DE RAAD VAN DE EUROPESE UNIE,

Gezien het Verdrag betreffende de werking van de Europese Unie, en met name artikel 191, in samenhang met artikel 218, lid 9,

Gezien het voorstel van de Europese Commissie,

Overwegende hetgeen volgt:

 

(1)

Bij het Verdrag betreffende grensoverschrijdende luchtverontreiniging over lange afstand uit 1979 (“het verdrag”) hoort een protocol: het Protocol inzake vermindering van verzuring, eutrofiëring en ozon op leefniveau (“het protocol”) uit 1999.

 

(2)

Overeenkomstig artikel 13 bis van het protocol kunnen het protocol en de bijlagen daarbij worden gewijzigd door de partijen die aanwezig zijn op een zitting van het uitvoerend orgaan van het verdrag (“het uitvoerend orgaan”).

 

(3)

Het protocol is in 2012 gewijzigd door de partijen die aanwezig waren op de 30e zitting van het uitvoerend orgaan, met de vaststelling van Besluiten 2012/1 en 2012/2. De wijzigingen in Besluit 2012/1 traden in werking en werden van kracht volgens de versnelde procedure waarin het protocol voorziet.
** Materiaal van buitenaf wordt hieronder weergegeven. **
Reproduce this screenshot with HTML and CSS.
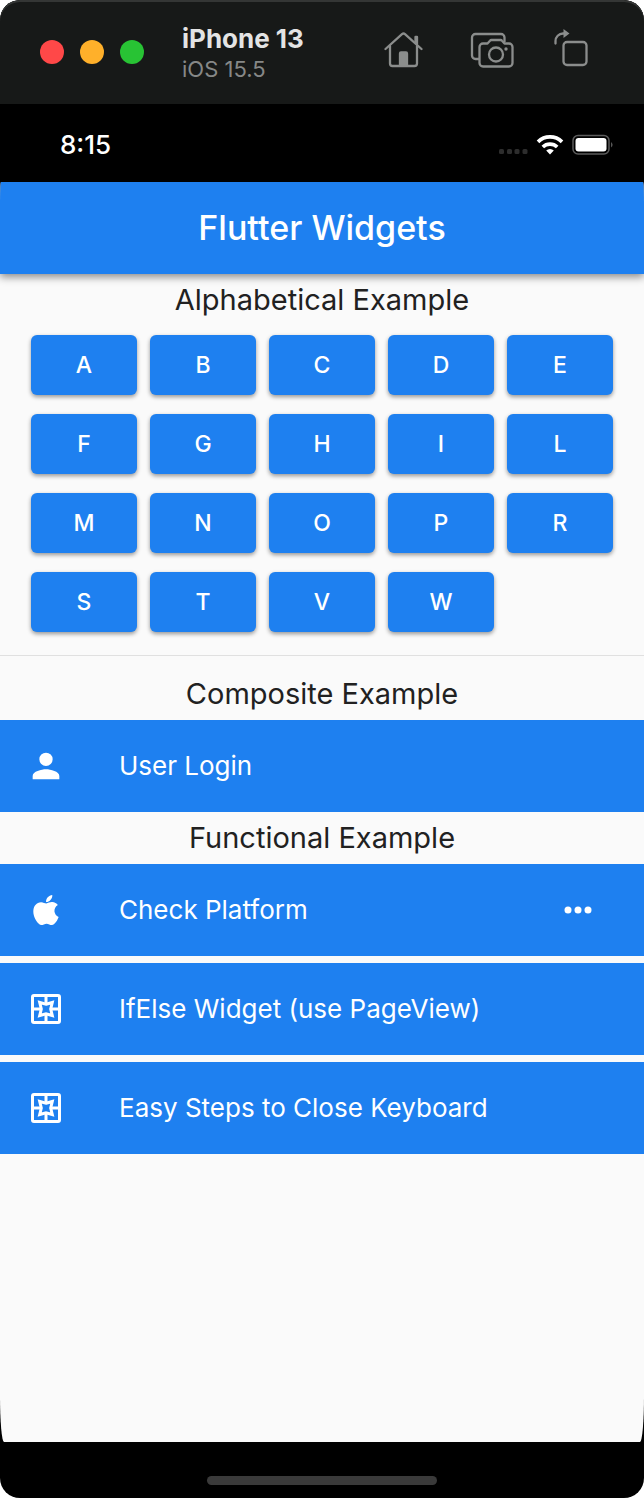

De wijziging in Besluit 2012/2 moest door de partijen bij het protocol worden aanvaard, en werd door de Unie goedgekeurd bij Besluit (EU) 2017/1757 van de Raad (1). Die wijziging trad in werking op 7 oktober 2019.

 

(4)

Het uitvoerend orgaan zal op zijn 39e zitting, van 9 tot en met 13 december 2019, beslissen over het aannemen van wijzigingen van artikel 3 bis van het protocol en van bijlage VII bij het protocol, die zijn voorgesteld door de Verenigde Staten van Amerika; het doel daarvan is om het voor niet-EU-partijen gemakkelijker te maken om het protocol te ratificeren.

 

(5)

Het namens de Unie in het uitvoerend orgaan in te nemen standpunt dient te worden vastgesteld, aangezien het onderwerp en de inhoud van het te wijzigen protocol onder het acquis van de Unie vallen, meer bepaald onder Richtlijn (EU) 2016/2284 van het Europees Parlement en de Raad (2).

 

(6)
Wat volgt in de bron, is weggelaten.